Every country has elite troops, but which are the best in the world? I used to think it was the Gurkhas, but they appear to have faded from the scene. The Russian Spatznaz get good marks, but in this day and time it comes down to Britain's SAS and America's Navy Seals.
HARD TARGET by Chris Ryan 438 pp, 2012 Coronet paperback. Available at Asia Books and leading bookshops, 659 baht
They respectively keep proving themselves on battlefields and covert missions. Still, it was the Seals who took out Bin Loony in Pakistan. But UK novelists play that feat down and continue to award the laurels to their own.

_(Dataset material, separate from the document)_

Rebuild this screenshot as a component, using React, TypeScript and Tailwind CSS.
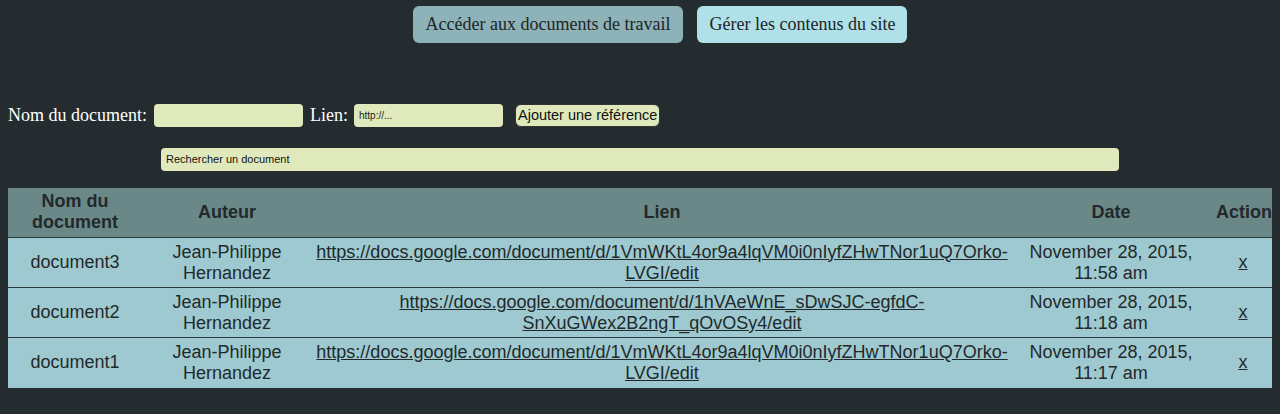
import React from "react";

const rows = [
  {
    name: "document3",
    link: "https://docs.google.com/document/d/1VmWKtL4or9a4lqVM0i0nIyfZHwTNor1uQ7Orko-LVGI/edit",
    date: ["November 28, 2015,", "11:58 am"],
  },
  {
    name: "document2",
    link: "https://docs.google.com/document/d/1hVAeWnE_sDwSJC-egfdC-SnXuGWex2B2ngT_qOvOSy4/edit",
    date: ["November 28, 2015,", "11:18 am"],
  },
  {
    name: "document1",
    link: "https://docs.google.com/document/d/1VmWKtL4or9a4lqVM0i0nIyfZHwTNor1uQ7Orko-LVGI/edit",
    date: ["November 28, 2015,", "11:17 am"],
  },
];

export default function App() {
  return (
    <div className="w-[1280px] h-[414px] bg-[#242c2f] overflow-hidden">
      <div className="flex justify-center gap-[14px] pt-[6px] pl-[40px]">
        <button className="h-[37px] px-[13px] rounded-[6px] bg-[#8db2b7] text-[#1f2426] text-[18px] font-['Liberation_Serif',serif]">
          Accéder aux documents de travail
        </button>
        <button className="h-[37px] px-[12px] rounded-[6px] bg-[#b0e0e8] text-[#1f2426] text-[18px] font-['Liberation_Serif',serif]">
          Gérer les contenus du site
        </button>
      </div>

      <div className="flex items-center mt-[60px] pl-[8px] h-[24px]">
        <span className="text-white text-[18px] font-['Liberation_Serif',serif]">Nom du document:</span>
        <input className="ml-[7px] w-[149px] h-[23px] rounded-[4px] bg-[#e0e9bc] outline-none" />
        <span className="ml-[7px] text-white text-[18px] font-['Liberation_Serif',serif]">Lien:</span>
        <input
          placeholder="http://..."
          className="ml-[6px] w-[149px] h-[23px] rounded-[4px] bg-[#e0e9bc] outline-none px-[5px] text-[10px] placeholder:text-[#222] font-['Liberation_Sans',sans-serif]"
        />
        <button className="ml-[12px] h-[23px] px-[2px] rounded-[6px] bg-[#e0e9bc] border border-[#333] text-[#111] text-[14.5px] font-['Liberation_Sans',sans-serif]">
          Ajouter une référence
        </button>
      </div>

      <div className="mt-[18px] pl-[161px]">
        <input
          placeholder="Rechercher un document"
          className="w-[958px] h-[23px] rounded-[4px] bg-[#e0e9bc] outline-none px-[5px] text-[11px] placeholder:text-[#111] font-['Liberation_Sans',sans-serif]"
        />
      </div>

      <table className="mt-[17px] ml-[8px] w-[1264px] table-fixed border-collapse font-['Liberation_Sans',sans-serif] text-[18px] text-[#22292b] leading-[21px]">
        <colgroup>
          <col className="w-[134px]" />
          <col className="w-[170px]" />
          <col className="w-[700px]" />
          <col className="w-[198px]" />
          <col className="w-[62px]" />
        </colgroup>
        <thead>
          <tr className="bg-[#6b8889] h-[50px]">
            <th className="font-bold text-center">Nom du<br />document</th>
            <th className="font-bold text-center">Auteur</th>
            <th className="font-bold text-center">Lien</th>
            <th className="font-bold text-center">Date</th>
            <th className="font-bold text-right whitespace-nowrap">Action</th>
          </tr>
        </thead>
        <tbody>
          {rows.map((r) => (
            <tr key={r.name} className="bg-[#9fc9d0] h-[50px] border-t-[1.5px] border-[#2d3a3d]">
              <td className="text-center">{r.name}</td>
              <td className="text-center">Jean-Philippe<br />Hernandez</td>
              <td className="text-center px-[4px]">
                <a className="underline break-words">{r.link}</a>
              </td>
              <td className="text-center">{r.date[0]}<br />{r.date[1]}</td>
              <td className="text-center pl-[4px]"><a className="underline">x</a></td>
            </tr>
          ))}
        </tbody>
      </table>
    </div>
  );
}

Chris Ryan, bemedalled while with the SAS, has since gained fame as a writer of thrillers _ several about his exploits while with the 22nd Regiment. He allows that more than a few of its officers and men went rogue and had to be put down.
In Hard Target Ryan deals with both _ SAS or Seals, the decent and dishonourable amongst themselves. To his credit, he doesn't overwrite. Still, he can't resist including action in every chapter. Whether in Afghanistan or Brazil, Gibraltar or Siberia, there are shoot-outs and explosions.
At the centre of these fire fights is protagonist Joe Gardner, wounded out of SAS, but kept on his toes by his mates and by MI6, who need his help. In the little time he has to himself there are romantic interludes with Aimee, a foreign correspondent.
Kruger, the ex-Seal, brings to mind the villains in Bruce Willis movies who he keeps killing, but pop up again and again to keep fighting until there is no doubt that Kruger's met his maker _ the propellers of a speedboat. Stopping a shipment of drugs from Holland to England takes many pages to resolve.
Gardner learns that Brits in high places, not least the head of MI6, mean to start a war between Israel and Iran, falsely implying that the nuclear bomb that accidentally blew up in Istanbul was meant for Jerusalem. Can Gardner and Aimee prevent Israel from mounting an air strike on Iran's nuclear facilities?
Either by visits or extensive research, Ryan names a dozen streets in every venue, including the buildings and shops to be found on them. Whatever weapon is used is described in detail down to the bullet, missile or bomb. As if we don't already know it, Hard Target tells us that everywhere in the world is a dangerous place.
The evil among us
THE RETRIBUTION by Val McDermid 496 pp, 2012 Sphere paperback. Available at Asia books and leading bookshops, 350 baht
Evil isn't a term used on the FBI's 10 Most Wanted list _ or Interpol's or Scotland Yard's. Dangerous, psychopathic, mad dog, yes, but not evil, which implies satanic. The devil is no longer the fearsome creature from the netherworld, which was exorcised by priests in the not-too-distant past.
Still, it is frequently employed by novelists to describe someone who kills for the sake of killing, mercilessly torturing and mutilating the victim. If and when caught, their justification for their acts is mundane to the point of being childish. But in some ways they are brillant. A dilemma, indeed.
In British author Val McDermid's 25th thriller, The Retribution focuses on as evil a villain as is to be found in literature. The author used Jacko Vance before. Captured by Worcester detective chief inspector Carol Jordan with the assistance of police profiler Dr Tony Hill, he's sworn vengeance _ an empty threat while behind bars, but to be taken very seriously when Jacko escapes.
The killing of young prostitutes picks up knife eviscerations in the Jack the Ripper tradition, but that's not the revenge he promised. Rather, he swore that Jordan and Hill would be made to suffer pain _ physical and psychological.
The author uses stream-of-consciousness to get into the heads of the main characters, including Hill's mum Vanessa, Jordan's brother Eddie and detective sergeant Ambrose. Hill has an on-again off-again _ mainly off-again _ relationship with Jordan, who finds him too indecisive.
Hill and Vanessa, a manipulative former tennis star, are estranged. It goads him that she can wrap any man around her finger while he is socially inept.
Jacko is handsome, his captivating smile belying his lack of human feeling. He succeeds in murdering Jordan's sibling and burning down Hill's home.
But that's not enough retribution to satisfy him. Who will be next? Can Jacko be stopped (caught again or killed)? McDermid throws in an unexpected, yet plausible twist. Critically and popularly regarded as one of the UK's best thriller writers, she once again comes through for her aficionados.
This reviewer seriously doubts that Jacko Vance will reappear down the line. And for your information, there's more than one predator of the demimondaines.